First Time Seeing the Problem
Okay, so I got this Leo girlfriend, right? Fiery, loud, loves being the center of attention. Me? Total Virgo guy. Quiet, organized, notice every little messy detail. At first, we vibed cool. Her energy pulled me outta my shell, my calm kinda grounded her wild streaks. Felt like opposites balancing out.
But then… the clashes hit. Hard.
Picture this: her throwing a surprise party for my birthday. Hated it. Crowds, noise, mess everywhere – felt like my brain got fried. Meanwhile, she’s beaming, soaking up the spotlight she made. Saw her face fall when I kinda hid in the corner, stressing about spilled drinks. She thought I was ungrateful. I thought she steamrolled me. Classic Virgo-Leo disaster.

Trying to Fix Stuff Blind
Kept butting heads after that. Annoying things piled up:
- Her Need to Shine vs. My Critiques: She’d show me her killer outfit pre-night out. I’d blurt, “Babe, that thread’s loose near the hem.” Cue the eye-roll and “Stop picking me apart!” Felt like I was just helping!
- My Planning Freakouts vs. Her Spontaneity: I mapped out a chill Sunday. Coffee, bookstore, home by 5. She randomly drags us to her friend’s BBQ across town midday. Internal Virgo meltdown commenced. My schedule! Ruined!

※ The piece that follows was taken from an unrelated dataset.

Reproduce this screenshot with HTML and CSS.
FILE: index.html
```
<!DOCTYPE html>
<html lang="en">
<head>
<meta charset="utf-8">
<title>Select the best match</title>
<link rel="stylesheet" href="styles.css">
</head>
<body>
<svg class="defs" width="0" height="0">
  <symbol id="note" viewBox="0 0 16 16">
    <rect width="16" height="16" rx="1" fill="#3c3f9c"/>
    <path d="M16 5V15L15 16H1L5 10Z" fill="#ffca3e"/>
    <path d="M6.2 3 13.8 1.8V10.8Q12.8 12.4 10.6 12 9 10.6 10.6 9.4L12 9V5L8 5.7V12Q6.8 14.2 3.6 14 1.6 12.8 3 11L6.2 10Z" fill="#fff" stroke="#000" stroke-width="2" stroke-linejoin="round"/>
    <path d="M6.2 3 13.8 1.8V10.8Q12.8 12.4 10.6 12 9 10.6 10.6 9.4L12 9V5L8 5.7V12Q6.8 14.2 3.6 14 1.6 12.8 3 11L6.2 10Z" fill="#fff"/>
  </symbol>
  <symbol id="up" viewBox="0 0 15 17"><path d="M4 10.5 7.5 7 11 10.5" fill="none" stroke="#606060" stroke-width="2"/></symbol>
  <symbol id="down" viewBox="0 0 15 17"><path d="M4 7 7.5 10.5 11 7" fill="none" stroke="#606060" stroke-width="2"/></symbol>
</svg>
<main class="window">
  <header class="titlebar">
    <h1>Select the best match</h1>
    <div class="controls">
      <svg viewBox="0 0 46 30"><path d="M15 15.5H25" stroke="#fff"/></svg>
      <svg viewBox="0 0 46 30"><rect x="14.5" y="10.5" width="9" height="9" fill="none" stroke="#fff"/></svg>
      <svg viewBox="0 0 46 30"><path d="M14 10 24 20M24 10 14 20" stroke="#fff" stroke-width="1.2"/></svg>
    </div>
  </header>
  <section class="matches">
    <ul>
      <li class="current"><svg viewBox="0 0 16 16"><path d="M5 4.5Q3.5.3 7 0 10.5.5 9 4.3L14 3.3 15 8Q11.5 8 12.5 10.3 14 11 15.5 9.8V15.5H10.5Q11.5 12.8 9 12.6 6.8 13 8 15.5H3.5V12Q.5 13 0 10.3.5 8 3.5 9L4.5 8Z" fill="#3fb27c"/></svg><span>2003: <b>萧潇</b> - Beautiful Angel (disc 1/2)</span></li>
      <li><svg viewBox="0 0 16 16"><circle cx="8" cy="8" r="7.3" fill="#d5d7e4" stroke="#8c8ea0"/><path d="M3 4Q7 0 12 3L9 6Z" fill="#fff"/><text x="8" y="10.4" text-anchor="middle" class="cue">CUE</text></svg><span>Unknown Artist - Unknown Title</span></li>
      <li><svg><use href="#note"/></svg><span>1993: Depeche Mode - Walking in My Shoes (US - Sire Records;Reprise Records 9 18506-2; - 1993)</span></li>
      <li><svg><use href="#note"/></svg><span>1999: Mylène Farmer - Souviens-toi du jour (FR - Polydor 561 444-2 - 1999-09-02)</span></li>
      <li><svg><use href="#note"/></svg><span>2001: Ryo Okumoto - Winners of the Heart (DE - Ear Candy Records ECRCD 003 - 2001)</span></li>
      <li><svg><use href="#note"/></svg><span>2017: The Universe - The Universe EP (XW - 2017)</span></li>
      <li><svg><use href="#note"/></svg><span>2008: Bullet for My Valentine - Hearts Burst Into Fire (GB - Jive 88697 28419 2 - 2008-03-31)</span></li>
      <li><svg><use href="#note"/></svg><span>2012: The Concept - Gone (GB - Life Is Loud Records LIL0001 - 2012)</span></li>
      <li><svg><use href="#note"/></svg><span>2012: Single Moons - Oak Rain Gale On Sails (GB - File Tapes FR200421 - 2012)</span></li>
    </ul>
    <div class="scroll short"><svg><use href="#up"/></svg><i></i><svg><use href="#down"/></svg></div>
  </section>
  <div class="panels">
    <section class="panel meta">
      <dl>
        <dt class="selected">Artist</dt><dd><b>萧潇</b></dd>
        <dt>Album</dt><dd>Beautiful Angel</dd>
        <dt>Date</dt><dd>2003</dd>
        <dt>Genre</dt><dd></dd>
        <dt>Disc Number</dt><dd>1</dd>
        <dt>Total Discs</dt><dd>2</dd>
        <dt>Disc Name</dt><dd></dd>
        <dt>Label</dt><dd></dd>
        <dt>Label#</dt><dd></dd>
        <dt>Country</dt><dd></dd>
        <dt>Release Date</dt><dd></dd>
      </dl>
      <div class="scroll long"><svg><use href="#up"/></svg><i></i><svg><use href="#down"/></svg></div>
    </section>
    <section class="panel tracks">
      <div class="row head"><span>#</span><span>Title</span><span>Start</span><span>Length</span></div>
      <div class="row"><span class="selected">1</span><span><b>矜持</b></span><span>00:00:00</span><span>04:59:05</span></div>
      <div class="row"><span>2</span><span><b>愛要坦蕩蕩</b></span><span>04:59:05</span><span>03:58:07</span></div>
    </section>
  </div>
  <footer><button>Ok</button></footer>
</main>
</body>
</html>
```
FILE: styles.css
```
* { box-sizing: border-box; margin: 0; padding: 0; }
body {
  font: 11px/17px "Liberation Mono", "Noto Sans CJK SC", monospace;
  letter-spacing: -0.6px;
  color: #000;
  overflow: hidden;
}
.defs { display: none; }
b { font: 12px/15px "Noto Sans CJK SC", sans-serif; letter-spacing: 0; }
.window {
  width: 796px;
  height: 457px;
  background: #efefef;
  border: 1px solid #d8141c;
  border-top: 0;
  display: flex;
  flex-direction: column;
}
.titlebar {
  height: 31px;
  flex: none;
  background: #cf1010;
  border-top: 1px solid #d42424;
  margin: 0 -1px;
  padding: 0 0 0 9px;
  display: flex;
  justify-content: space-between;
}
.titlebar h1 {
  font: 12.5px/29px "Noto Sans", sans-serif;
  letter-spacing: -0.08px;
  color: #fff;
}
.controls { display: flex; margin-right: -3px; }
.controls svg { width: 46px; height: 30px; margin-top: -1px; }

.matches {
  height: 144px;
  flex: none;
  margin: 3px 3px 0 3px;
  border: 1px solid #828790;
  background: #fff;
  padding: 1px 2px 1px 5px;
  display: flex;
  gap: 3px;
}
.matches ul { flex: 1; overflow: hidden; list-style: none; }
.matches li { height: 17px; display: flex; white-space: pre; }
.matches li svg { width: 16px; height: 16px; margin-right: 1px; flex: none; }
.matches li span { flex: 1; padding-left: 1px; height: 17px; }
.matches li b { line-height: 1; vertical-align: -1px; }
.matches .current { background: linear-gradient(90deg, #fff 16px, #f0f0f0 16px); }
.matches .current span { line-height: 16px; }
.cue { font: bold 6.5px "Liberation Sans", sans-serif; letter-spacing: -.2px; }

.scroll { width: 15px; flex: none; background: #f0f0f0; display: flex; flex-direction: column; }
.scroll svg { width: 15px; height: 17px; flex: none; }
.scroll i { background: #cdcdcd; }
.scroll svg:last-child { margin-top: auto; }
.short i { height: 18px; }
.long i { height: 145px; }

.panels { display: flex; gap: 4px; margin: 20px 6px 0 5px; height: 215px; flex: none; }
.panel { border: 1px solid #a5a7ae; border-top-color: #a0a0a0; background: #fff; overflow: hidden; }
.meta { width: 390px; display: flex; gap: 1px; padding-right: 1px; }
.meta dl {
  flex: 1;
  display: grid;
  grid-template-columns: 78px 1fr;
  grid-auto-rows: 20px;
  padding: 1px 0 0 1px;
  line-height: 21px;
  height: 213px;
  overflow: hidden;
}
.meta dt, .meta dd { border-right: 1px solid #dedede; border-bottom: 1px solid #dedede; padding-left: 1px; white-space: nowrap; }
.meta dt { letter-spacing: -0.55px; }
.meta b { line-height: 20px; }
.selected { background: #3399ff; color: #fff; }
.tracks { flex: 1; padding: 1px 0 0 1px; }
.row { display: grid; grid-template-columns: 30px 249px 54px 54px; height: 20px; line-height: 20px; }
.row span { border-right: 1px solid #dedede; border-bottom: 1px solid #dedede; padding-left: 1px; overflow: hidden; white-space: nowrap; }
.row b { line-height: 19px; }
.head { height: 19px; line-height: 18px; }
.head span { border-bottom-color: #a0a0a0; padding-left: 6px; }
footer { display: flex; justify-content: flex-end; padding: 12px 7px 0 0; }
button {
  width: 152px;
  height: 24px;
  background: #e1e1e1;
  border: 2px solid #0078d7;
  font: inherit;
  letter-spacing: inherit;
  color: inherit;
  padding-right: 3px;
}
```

- The Compliment Chasm: She wants big, loud praise for everything. My Virgo brain? More like, “Great job! Maybe just tweak X detail next time?” Total mood killer for her.
We just yelled more. Or worse, went stone cold silent. Felt stuck.
The Awkward Grill Night That Changed It
Low point was this dumb BBQ. She took over my super organized grill setup – tools all mixed up, char marks suddenly on my perfectly cleaned grate. I snapped. Little comment about “fire safety” and “proper technique.” Big fight. Avoided each other for hours.
Later, tired of sulking, I swallowed my pride. Sat her down. No blaming. Just talking. Said stuff like, “When you move my stuff, I feel like my effort’s invisible.” Not “YOU messed it up!” Shockingly, she listened.
Turns out? She felt crushed when I critiqued her efforts instead of just celebrating. Felt like I didn’t admire her. Mind blown.
Our Actual Fixes (Still Working On It!)
Started trying stuff. Actual actions, not just talk:
- Praise First, Details Later: Now, I force myself to loudly admire her outfit/show/idea FIRST. Huge grin. THEN, maybe later, gently ask if she wants feedback on details. Only if she says yes!
- Scheduled Spontaneity (Yeah, Weird): We agreed Sundays are my plan day. But Fridays? That’s her wild card slot. She surprises me Fridays, I chill Sundays. Knowing the chaos is coming helps my Virgo nerves prep.
- Messy Zone Declaration: My desk? Strictly Virgo territory. Off-limits. Her makeup station? Leo creative chaos. I avert my eyes. Compromise.
- Compliment Translator: She tells me exactly what praise she craves (the big, dramatic kind). I practice saying it, even if it feels cheesy to me. “Babe, you OWNED that presentation, absolute QUEEN!” Makes her glow.
It’s work. Still trip up. Sometimes I point out the crumb on her shirt without thinking. Sometimes she plans an impulse road trip on a Tuesday. But now, we know the scripts. We call it out faster – “Okay Virgo brain, chill,” or “Leo ego needing fuel here!” Sounds silly, but laughing at it helps.
Key takeaway? Doesn’t magically fix just ’cause Virgo-Leo. Gotta dig into the actual habits causing fights. Listen first, even when your partner sounds nuts. Then try weird little hacks. Still arguing? Yeah. But less. And knowing why makes it way less scary.